Le service central du renseignement territorial a recensé près de 600 actes antisémites en seize jours, plus que le nombre d'actes recensés pour l'ensemble de l'année 2022. Des messages de haine qui ne viennent pas polluer la Corse. L’île conserve son aura « d’île des Justes », seul département à n’avoir pas dénoncé de Juifs à l’occupant. Dans son histoire, la Corse s'est toujours illustrée par sa défense des Juifs.
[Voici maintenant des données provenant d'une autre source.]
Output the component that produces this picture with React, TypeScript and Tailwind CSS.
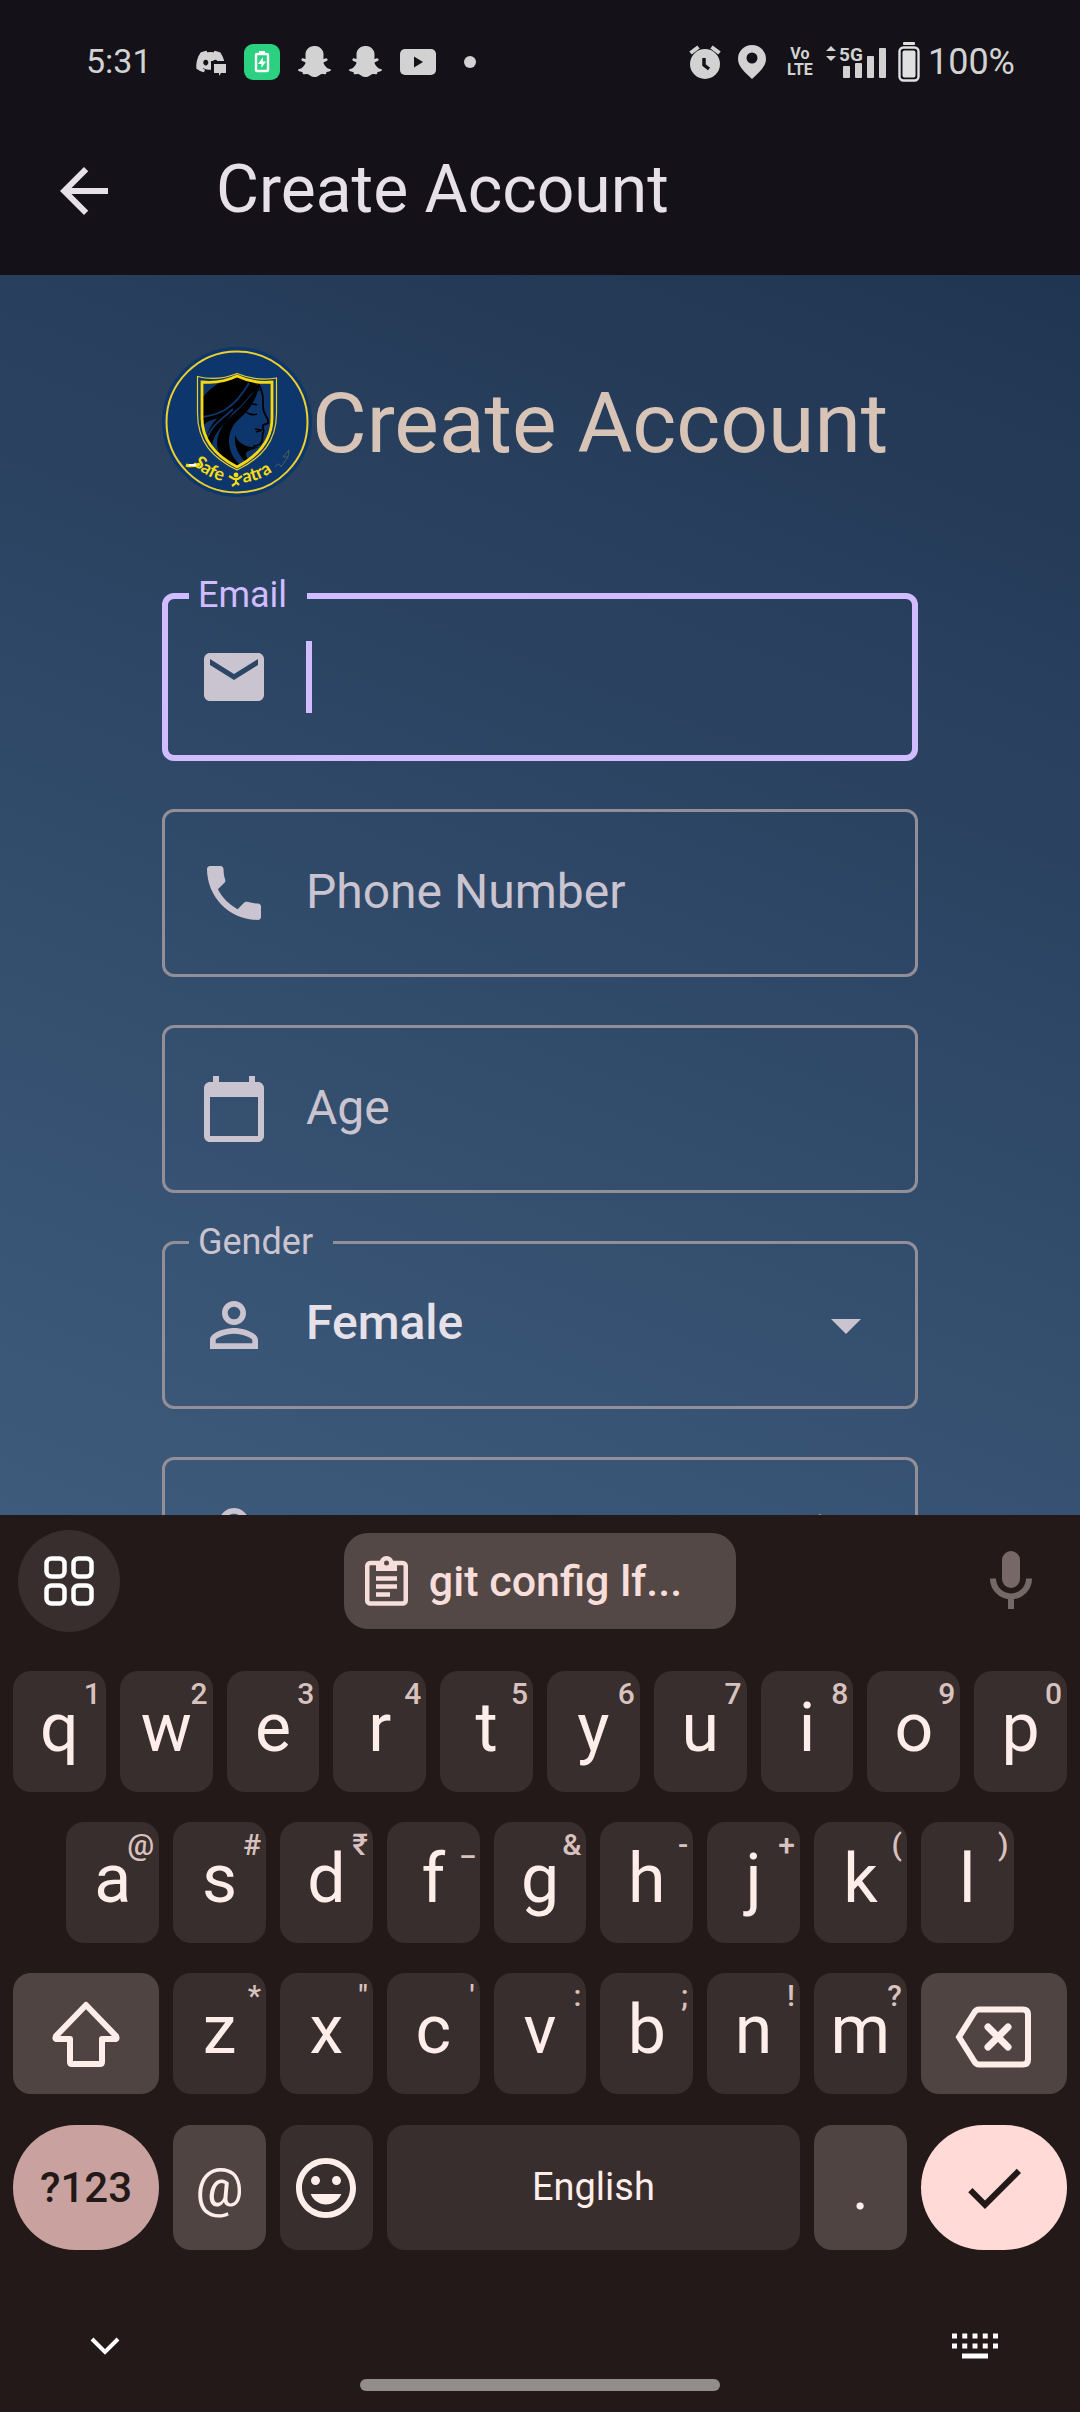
import React from "react";
import {
  MdArrowBack,
  MdArrowDropDown,
  MdCalendarToday,
  MdCheck,
  MdEmail,
  MdLockOutline,
  MdMood,
  MdPersonOutline,
  MdPhone,
  MdVisibilityOff,
} from "react-icons/md";
import { FaDiscord, FaSnapchatGhost } from "react-icons/fa";

function StatusBar() {
  return (
    <div className="flex h-[107px] items-center bg-[#141218] pt-4 pr-[65px] pl-[86px] text-[36px] text-[#d2d2d2]">
      <span className="w-[109px] text-[34px]">5:31</span>
      <div className="flex items-center gap-[18px]">
        <div className="relative">
          <FaDiscord className="size-[31px]" aria-label="Discord" />
          <svg viewBox="0 0 16 16" className="absolute -right-px bottom-0 size-4" aria-hidden="true">
            <path d="M0 0h16v16H0z" fill="#141218" />
            <path d="M3 3h12v9h-5l-2 3v-3H3z" fill="#d2d2d2" />
          </svg>
        </div>
        <svg viewBox="0 0 36 36" className="size-9" aria-label="Battery charging">
          <rect width="36" height="36" rx="9" fill="#2bd180" />
          <rect x="15" y="7" width="6" height="3" fill="#fff" />
          <rect x="12" y="10" width="12" height="17" rx="1" fill="none" stroke="#fff" strokeWidth="2.4" />
          <path d="M19 13l-5 7h3.400v4l4.600-6.500h-3.200z" fill="#fff" />
        </svg>
        <FaSnapchatGhost className="size-[33px]" aria-label="Snapchat" />
        <FaSnapchatGhost className="size-[33px]" aria-label="Snapchat" />
        <svg viewBox="0 0 36 26" className="h-[26px] w-9" aria-label="YouTube">
          <rect width="36" height="26" rx="5" fill="#d2d2d2" />
          <path d="M14 7.500v11l9-5.500z" fill="#141218" />
        </svg>
        <span className="ml-[10px] size-3 rounded-full bg-[#d2d2d2]" />
      </div>
      <div className="ml-auto flex items-center">
        <svg viewBox="0 0 32 34" className="mr-[17px] h-[34px] w-8" aria-label="Alarm">
          <circle cx="16" cy="19" r="15" fill="#d2d2d2" />
          <path d="M1.500 8l8-6M30.500 8l-8-6" stroke="#d2d2d2" strokeWidth="4" />
          <path d="M15 13v7l5 4" fill="none" stroke="#141218" strokeWidth="3.500" />
        </svg>
        <svg viewBox="0 0 28 34" className="mr-[21px] h-[34px] w-7" aria-label="Location">
          <path d="M14 0a14 14 0 0 0-14 14c0 8 8 14 14 20 6-6 14-12 14-20A14 14 0 0 0 14 0zm0 7.500a5.500 5.500 0 1 1 0 11 5.500 5.500 0 0 1 0-11z" fill="#d2d2d2" fillRule="evenodd" />
        </svg>
        <span className="mr-3 flex w-[26px] flex-col items-center font-['Liberation_Sans_Narrow',Roboto,sans-serif] text-[16px] leading-4 font-bold">
          <span>Vo</span>
          <span>LTE</span>
        </span>
        <svg viewBox="0 0 62 34" className="mr-[11px] h-[34px] w-[62px] overflow-visible" aria-label="5G signal">
          <path d="M6 1l5 5H1zM6 16l5-5H1z" fill="#d2d2d2" />
          <text x="14" y="16" fill="#d2d2d2" fontSize="19" fontWeight="700">5G</text>
          <rect x="18" y="21" width="7" height="12" rx="1" fill="#d2d2d2" />
          <rect x="30" y="18" width="7" height="15" rx="1" fill="#d2d2d2" />
          <rect x="42" y="11" width="7" height="22" rx="1" fill="#d2d2d2" />
          <rect x="54" y="3" width="7" height="30" rx="1" fill="#d2d2d2" />
        </svg>
        <svg viewBox="0 0 22 40" className="mr-2 h-10 w-[22px]" aria-label="Battery full">
          <rect x="5" y="0" width="12" height="3" rx="1" fill="#e0e0e0" />
          <rect x="1.500" y="5.500" width="19" height="33" rx="4" fill="none" stroke="#e0e0e0" strokeWidth="2.400" />
          <rect x="4.500" y="8.500" width="13" height="27" rx="2" fill="#e0e0e0" />
        </svg>
        <span>100%</span>
      </div>
    </div>
  );
}

function Logo() {
  return (
    <svg viewBox="0 0 150 150" className="size-[150px] shrink-0" role="img" aria-label="Safe Yatra">
      <defs>
        <path id="logo-arc" d="M14 75A61 61 0 0 0 136 75" />
        <clipPath id="logo-shield">
          <path d="M40 35q18 2 35-6 17 8 35 6v38c0 22-14 36-35 47-21-11-35-26-35-47z" />
        </clipPath>
      </defs>
      <circle cx="75" cy="75" r="75" fill="#0d366d" />
      <circle cx="75" cy="75" r="70.500" fill="none" stroke="#eed02b" strokeWidth="2" />
      <path d="M35.500 29.500q20 5 39.500-3 19.500 8 39.500 4.500v35c0 29-15 45-39.500 57-24.500-12-39.500-28-39.500-57z" fill="none" stroke="#e8cf30" strokeWidth="1.200" />
      <g clipPath="url(#logo-shield)">
        <path d="M38 54C46 42 60 31 78 30c12 1 18 6 20 14-9-4-13 14-29 22-9 5-20 8-31 8z" fill="#000" />
        <path d="M92 33c7 5 9 13 9 21 0 6-1 9 3 15 2 3 3 5 2 7-1 1-3 1-5 2" fill="none" stroke="#000" strokeWidth="1.800" />
        <path d="M98 36C94 56 84 66 75 74c-9 9-11 25-3 37l8 10-12-3C55 111 52 96 58 84c4-9 13-16 21-24 8-9 14-16 19-24z" fill="#000" />
        <path d="M38 72c15-1 28-4 39-14L64 75c-8 8-13 14-15 28l-5-8c1-12 7-20 13-25-7 3-13 4-17 10z" fill="#000" />
        <path d="M40 70c15-2 31-6 47-34M45 91c4-12 14-18 26-29" fill="none" stroke="#0d366d" strokeWidth="1.800" />
        <path d="M73 88c3 9 12 13 24 12-10 4-14 4-13 8 1 4 4 7 3 10-10-8-15-18-14-30z" fill="#000" />
        <path d="M93 82l7 1-6 2M101 78c-1 4 2 5 0 8-1 2 0 5-1 8-1 3-4 5-9 5" fill="none" stroke="#000" strokeWidth="1.700" />
        <path d="M84 65q5 4 11 2M85 58q5-2 10 0" fill="none" stroke="#000" strokeWidth="1.600" />
      </g>
      <path d="M40 35q18 2 35-6 17 8 35 6v36c0 23-14 38-35 49-21-11-35-26-35-49z" fill="none" stroke="#f8d80b" strokeWidth="2.800" />
      <g fill="#f8dc12" fontFamily="Lato, sans-serif" fontWeight="700" fontSize="18">
        <text><textPath href="#logo-arc" startOffset="46">Safe</textPath></text>
        <text><textPath href="#logo-arc" startOffset="102">atra</textPath></text>
      </g>
      <circle cx="74" cy="128" r="2.400" fill="#f8dc12" />
      <path d="M67 129l5 3h4l4-3M74 131v5l-4 3M74 135l3 3" fill="none" stroke="#f8dc12" strokeWidth="2.200" />
      <path d="M24 118q6 2 14-1" fill="none" stroke="#f8dc12" strokeWidth="3" />
      <path d="M27 118h7" stroke="#fff" strokeWidth="2" />
      <path d="M113 120q4-6 6 0l7-10M121 110l6-7-1 7z" fill="none" stroke="#5a6650" strokeWidth="0.800" />
    </svg>
  );
}

function Notch({ id, label, focused }: { id: string; label?: string; focused?: boolean }) {
  if (!label) {
    return <div className="pointer-events-none absolute inset-0 rounded-xl border-[3px] border-[#938f99]" />;
  }
  return (
    <fieldset
      className={
        focused
          ? "pointer-events-none absolute inset-x-0 -top-[15px] bottom-0 rounded-xl border-[6px] border-[#d0bcff] pl-[21px] text-[#d0bcff]"
          : "pointer-events-none absolute inset-x-0 -top-4 bottom-0 rounded-xl border-[3px] border-[#938f99] pl-6 text-[#cac4d0]"
      }
    >
      <legend className={focused ? "h-9 pr-5 pl-[9px] text-[36px] leading-[34px]" : "h-[35px] pr-5 pl-[9px] text-[36px] leading-[34px]"}>
        <label htmlFor={id}>{label}</label>
      </legend>
    </fieldset>
  );
}

function Field(props: {
  id: string;
  icon: React.ReactNode;
  label?: string;
  focused?: boolean;
  children: React.ReactNode;
}) {
  return (
    <div className="relative flex h-[168px] items-center gap-9 px-9 text-[48px] leading-[68px] text-[#e6e0e9] [&>svg]:size-[72px] [&>svg]:shrink-0 [&>svg]:text-[#cac4d0]">
      <Notch id={props.id} label={props.label} focused={props.focused} />
      {props.icon}
      {props.children}
    </div>
  );
}

const inputClass = "h-[72px] w-full min-w-0 flex-1 bg-transparent pb-1 outline-none placeholder:text-[#cac4d0]";

function Form() {
  return (
    <main className="h-[1240px] overflow-hidden bg-linear-[201deg] from-[#203552] to-[#3e5b7c] pt-[72px]">
      <form className="mx-auto flex w-[70%] flex-col gap-12">
        <div className="mb-12 flex items-center">
          <Logo />
          <h1 className="pt-1 text-[84px] leading-[100px] whitespace-nowrap text-[#d7c4b7]">Create Account</h1>
        </div>
        <Field id="email" label="Email" focused icon={<MdEmail />}>
          <div className="flex flex-1 items-center">
            <span className="h-[72px] w-[6px] bg-[#d0bcff]" />
            <input id="email" type="email" className={inputClass + " caret-transparent"} />
          </div>
        </Field>
        <Field id="phone" icon={<MdPhone />}>
          <input id="phone" type="tel" aria-label="Phone Number" placeholder="Phone Number" className={inputClass} />
        </Field>
        <Field id="age" icon={<MdCalendarToday />}>
          <input id="age" type="text" aria-label="Age" placeholder="Age" className={inputClass} />
        </Field>
        <Field id="gender" label="Gender" icon={<MdPersonOutline />}>
          <select id="gender" defaultValue="Female" className="h-[72px] min-w-0 flex-1 appearance-none bg-transparent pb-1 font-medium outline-none">
            <option>Female</option>
            <option>Male</option>
          </select>
          <MdArrowDropDown className="pointer-events-none" />
        </Field>
        <Field id="password" icon={<MdLockOutline />}>
          <input id="password" type="password" aria-label="Password" className={inputClass} />
          <MdVisibilityOff />
        </Field>
      </form>
    </main>
  );
}

function Key({ letter, hint, className = "" }: { letter: string; hint?: string; className?: string }) {
  return (
    <button type="button" className={"relative col-span-2 flex items-center justify-center rounded-[18px] bg-[#382e2d] pb-2 text-[68px] leading-none " + className}>
      {letter}
      {hint && <span className="absolute top-[7px] right-[5px] text-[30px] leading-8 font-medium text-[#d8c2bf]">{hint}</span>}
    </button>
  );
}

const row1 = ["q1", "w2", "e3", "r4", "t5", "y6", "u7", "i8", "o9", "p0"];
const row2 = ["a@", "s#", "d₹", "f_", "g&", "h-", "j+", "k(", "l)"];
const row3 = ["z*", 'x"', "c'", "v:", "b;", "n!", "m?"];

function Keyboard() {
  return (
    <section className="flex flex-col bg-[#231918] text-[#ffedea]" aria-label="Keyboard">
      <div className="grid h-[156px] grid-cols-[1fr_auto_1fr] items-start px-[18px] pt-[15px]">
        <button type="button" aria-label="Toolbar" className="flex size-[102px] items-center justify-center rounded-full bg-[#382e2d]">
          <svg viewBox="0 0 50 50" className="size-[50px]" fill="none" stroke="#fff" strokeWidth="4.500">
            <rect x="2.500" y="2.500" width="18" height="18" rx="5" />
            <rect x="29.500" y="2.500" width="18" height="18" rx="5" />
            <rect x="2.500" y="29.500" width="18" height="18" rx="5" />
            <rect x="29.500" y="29.500" width="18" height="18" rx="5" />
          </svg>
        </button>
        <button type="button" className="mt-[3px] flex h-24 items-center gap-[21px] rounded-3xl bg-[#534846] pr-[54px] pl-[21px] text-[43px] font-medium text-[#f8dedb]">
          <svg viewBox="0 0 43 50" className="h-[50px] w-[43px]" fill="none" stroke="#f8dedb" strokeWidth="4.500">
            <rect x="2.250" y="7" width="38.500" height="40.500" rx="3" />
            <path d="M11 7h21v8H11z" fill="#f8dedb" stroke="none" />
            <circle cx="21.500" cy="7" r="7" fill="#f8dedb" stroke="none" />
            <circle cx="21.500" cy="7" r="2.500" fill="#534846" stroke="none" />
            <path d="M11 22.500h21M11 30.500h21M11 38.500h14" />
          </svg>
          <span>git config lf...</span>
        </button>
        <button type="button" aria-label="Voice input" className="mt-[21px] mr-[30px] justify-self-end">
          <svg viewBox="0 0 42 58" className="h-[58px] w-[42px]" fill="none" stroke="#766866" strokeWidth="6">
            <rect x="12" y="0" width="18" height="37" rx="9" fill="#766866" stroke="none" />
            <path d="M3 27.500a18 18 0 0 0 36 0M21 45v13" />
          </svg>
        </button>
      </div>
      <div className="grid auto-rows-[121px] grid-cols-20 gap-x-[14px] gap-y-[30px] px-[13px]">
        {row1.map((k) => (
          <Key key={k} letter={k[0]} hint={k[1]} />
        ))}
        {row2.map((k, i) => (
          <Key key={k} letter={k[0]} hint={k[1]} className={i === 0 ? "col-start-2" : ""} />
        ))}
        <button type="button" aria-label="Shift" className="col-span-3 col-start-1 flex items-center justify-center rounded-[18px] bg-[#4f4442]">
          <svg viewBox="0 0 70 68" className="h-[68px] w-[70px]" fill="none" stroke="#ffedea" strokeWidth="6" strokeLinejoin="round">
            <path d="M35 5L5 36q-1.500 3 1 3h13v23q0 2 2 2h28q2 0 2-2V39h13q2.500 0 1-3z" />
          </svg>
        </button>
        {row3.map((k) => (
          <Key key={k} letter={k[0]} hint={k[1]} />
        ))}
        <button type="button" aria-label="Backspace" className="col-span-3 flex items-center justify-center rounded-[18px] bg-[#4f4442]">
          <svg viewBox="0 0 78 62" className="mt-[6px] h-[62px] w-[78px]" fill="none" stroke="#ffedea" strokeWidth="6">
            <path d="M4 31L19 7q2-3.500 5-3.500h44q5 0 5 5v45q0 5-5 5H24q-3 0-5-3.500z" />
            <path d="M33 21l20 20M53 21L33 41" strokeWidth="7" strokeLinecap="round" />
          </svg>
        </button>
      </div>
      <div className="mt-[31px] grid h-[125px] grid-cols-20 gap-x-[14px] px-[13px]">
        <button type="button" className="col-span-3 rounded-full bg-[#c9a29f] text-[42px] font-medium text-[#231918]">?123</button>
        <button type="button" className="col-span-2 rounded-[18px] bg-[#4f4442] text-[54px]">@</button>
        <button type="button" aria-label="Emoji" className="col-span-2 flex items-center justify-center rounded-[18px] bg-[#382e2d]">
          <MdMood className="size-[72px]" />
        </button>
        <button type="button" className="col-span-8 rounded-[18px] bg-[#382e2d] text-[38px]">English</button>
        <button type="button" className="col-span-2 rounded-[18px] bg-[#4f4442] text-[64px]">.</button>
        <button type="button" aria-label="Done" className="col-span-3 flex items-center justify-center rounded-full bg-[#ffdad6] text-[#231918]">
          <MdCheck className="size-[72px]" />
        </button>
      </div>
      <div className="flex items-center justify-between pt-[82px] pr-[82px] pl-[89px]">
        <button type="button" aria-label="Hide keyboard">
          <svg viewBox="0 0 32 20" className="h-5 w-8" fill="none" stroke="#fff" strokeWidth="4">
            <path d="M3 3l13 13L29 3" />
          </svg>
        </button>
        <button type="button" aria-label="Switch keyboard">
          <svg viewBox="0 0 46 28" className="h-7 w-[46px]" stroke="#fff" strokeWidth="5" fill="none">
            <path d="M0 4h46M0 14h46" strokeDasharray="5 5.250" />
            <path d="M10 24h26" />
          </svg>
        </button>
      </div>
      <div className="mt-[19px] mb-5 h-3 w-1/3 self-center rounded-full bg-[#928c8b]" />
    </section>
  );
}

export default function App() {
  return (
    <div className="min-h-screen bg-[#231918] font-[Roboto,sans-serif]">
      <StatusBar />
      <header className="flex h-[168px] items-center bg-[#141218] pl-12 text-[#e6e0e9]">
        <button type="button" aria-label="Back" className="mr-24">
          <MdArrowBack className="size-[72px]" />
        </button>
        <h2 className="pb-[3px] text-[66px] leading-[84px]">Create Account</h2>
      </header>
      <Form />
      <Keyboard />
    </div>
  );
}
Déjà au XVIIIesiècle, Pascal Paoli déclarait que « les Juifs ont les mêmes droits que les Corses puisqu'ils partagent le même sort ». En 1915, 800 juifs expulsés de Palestine par l'Empire ottoman débarquent à Ajaccio, puis à Bastia et forment de nouvelles communautés. Aujourd’hui, cette communauté discrète compte quelque 500 personnes, qui vivent sereinement dans l’île, hermétique à la propagande antisémite. Il est important de noter que l'antisémitisme, comme toute forme de discrimination, est condamné par la plupart des sociétés démocratiques et est contraire aux principes des droits de l'homme. Dans la loi, l’antisémitisme comme le racisme constituent des circonstances aggravantes pouvant augmenter les peines maximales encourues, jusqu’à un an de prison et 45 000 euros d’amende pour provoquer la haine, la discrimination ou le racisme. Promulguée le 13 juillet 1990, la loi Gayssot énonce que « toute discrimination fondée sur l’appartenance ou la non-appartenance à une ethnie, une nation, une race ou une religion est interdite ». En d’autres termes, elle réprime le racisme et l’antisémitisme et fait du négationnisme un délit.